◆ Prompt ◆
Write out each line that follows exactly as it stands, without the pictures.

◆ Data provided ◆
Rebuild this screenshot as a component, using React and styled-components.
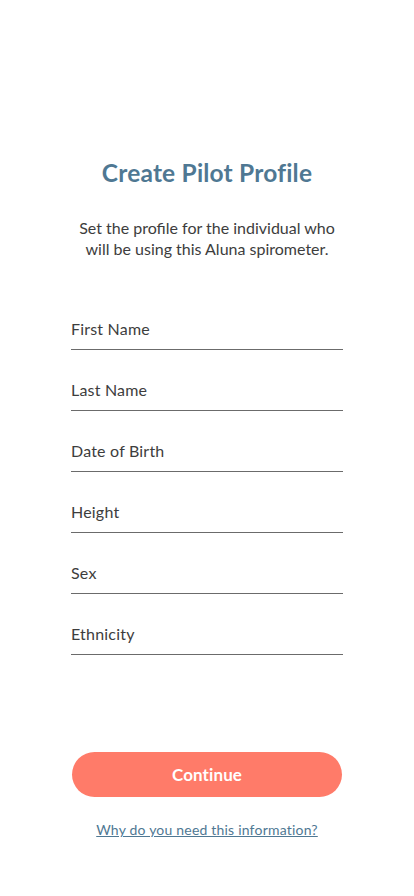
import React from 'react';
import styled, { createGlobalStyle } from 'styled-components';

const GlobalStyle = createGlobalStyle`
  html, body {
    margin: 0;
    padding: 0;
    background: #fff;
  }
  body {
    font-family: Lato, "Noto Sans", Arial, sans-serif;
  }
`;

const Screen = styled.div`
  width: 414px;
  height: 896px;
  display: flex;
  flex-direction: column;
  align-items: center;
  box-sizing: border-box;
  padding-top: 157px;
`;

const Title = styled.h1`
  margin: 0;
  font-size: 24.5px;
  font-weight: 700;
  color: #4f7893;
  letter-spacing: 0.2px;
  line-height: 32px;
`;

const Subtitle = styled.p`
  margin: 28px 0 0;
  width: 272px;
  text-align: center;
  font-size: 16px;
  line-height: 21px;
  color: #3d3d3d;
`;

const Form = styled.div`
  margin-top: 51px;
  width: 272px;
  display: flex;
  flex-direction: column;
`;

const Field = styled.div`
  height: 61px;
  box-sizing: border-box;
  padding-top: 9px;
  display: flex;
  flex-direction: column;
`;

const Label = styled.span`
  font-size: 16px;
  line-height: 20px;
  letter-spacing: 0.2px;
  color: #3d3d3d;
  padding-bottom: 10px;
  border-bottom: 1px solid #6b6b6b;
`;

const Spacer = styled.div`
  flex: 1;
`;

const Button = styled.button`
  width: 270px;
  height: 45px;
  border: none;
  border-radius: 23px;
  background: #ff7b69;
  color: #fff;
  font-family: inherit;
  font-size: 17px;
  font-weight: 700;
  letter-spacing: 0.1px;
  cursor: pointer;
`;

const HelpLink = styled.a`
  margin: 24px 0 58px;
  font-size: 14px;
  letter-spacing: 0.2px;
  color: #4f7893;
  text-decoration: underline;
`;

const fields = ['First Name', 'Last Name', 'Date of Birth', 'Height', 'Sex', 'Ethnicity'];

export default function App() {
  return (
    <Screen>
      <GlobalStyle />
      <Title>Create Pilot Profile</Title>
      <Subtitle>Set the profile for the individual who will be using this Aluna spirometer.</Subtitle>
      <Form>
        {fields.map((f) => (
          <Field key={f}>
            <Label>{f}</Label>
          </Field>
        ))}
      </Form>
      <Spacer />
      <Button>Continue</Button>
      <HelpLink href="#">Why do you need this information?</HelpLink>
    </Screen>
  );
}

◆ In response ◆
Rebuild this screenshot as a component, using React and styled-components.
import React from 'react';
import styled, { createGlobalStyle } from 'styled-components';

const GlobalStyle = createGlobalStyle`
  html, body {
    margin: 0;
    padding: 0;
    background: #fff;
  }
  body {
    font-family: Lato, "Noto Sans", Arial, sans-serif;
  }
`;

const Screen = styled.div`
  width: 414px;
  height: 896px;
  display: flex;
  flex-direction: column;
  align-items: center;
  box-sizing: border-box;
  padding-top: 157px;
`;

const Title = styled.h1`
  margin: 0;
  font-size: 24.5px;
  font-weight: 700;
  color: #4f7893;
  letter-spacing: 0.2px;
  line-height: 32px;
`;

const Subtitle = styled.p`
  margin: 28px 0 0;
  width: 272px;
  text-align: center;
  font-size: 16px;
  line-height: 21px;
  color: #3d3d3d;
`;

const Form = styled.div`
  margin-top: 51px;
  width: 272px;
  display: flex;
  flex-direction: column;
`;

const Field = styled.div`
  height: 61px;
  box-sizing: border-box;
  padding-top: 9px;
  display: flex;
  flex-direction: column;
`;

const Label = styled.span`
  font-size: 16px;
  line-height: 20px;
  letter-spacing: 0.2px;
  color: #3d3d3d;
  padding-bottom: 10px;
  border-bottom: 1px solid #6b6b6b;
`;

const Spacer = styled.div`
  flex: 1;
`;

const Button = styled.button`
  width: 270px;
  height: 45px;
  border: none;
  border-radius: 23px;
  background: #ff7b69;
  color: #fff;
  font-family: inherit;
  font-size: 17px;
  font-weight: 700;
  letter-spacing: 0.1px;
  cursor: pointer;
`;

const HelpLink = styled.a`
  margin: 24px 0 58px;
  font-size: 14px;
  letter-spacing: 0.2px;
  color: #4f7893;
  text-decoration: underline;
`;

const fields = ['First Name', 'Last Name', 'Date of Birth', 'Height', 'Sex', 'Ethnicity'];

export default function App() {
  return (
    <Screen>
      <GlobalStyle />
      <Title>Create Pilot Profile</Title>
      <Subtitle>Set the profile for the individual who will be using this Aluna spirometer.</Subtitle>
      <Form>
        {fields.map((f) => (
          <Field key={f}>
            <Label>{f}</Label>
          </Field>
        ))}
      </Form>
      <Spacer />
      <Button>Continue</Button>
      <HelpLink href="#">Why do you need this information?</HelpLink>
    </Screen>
  );
}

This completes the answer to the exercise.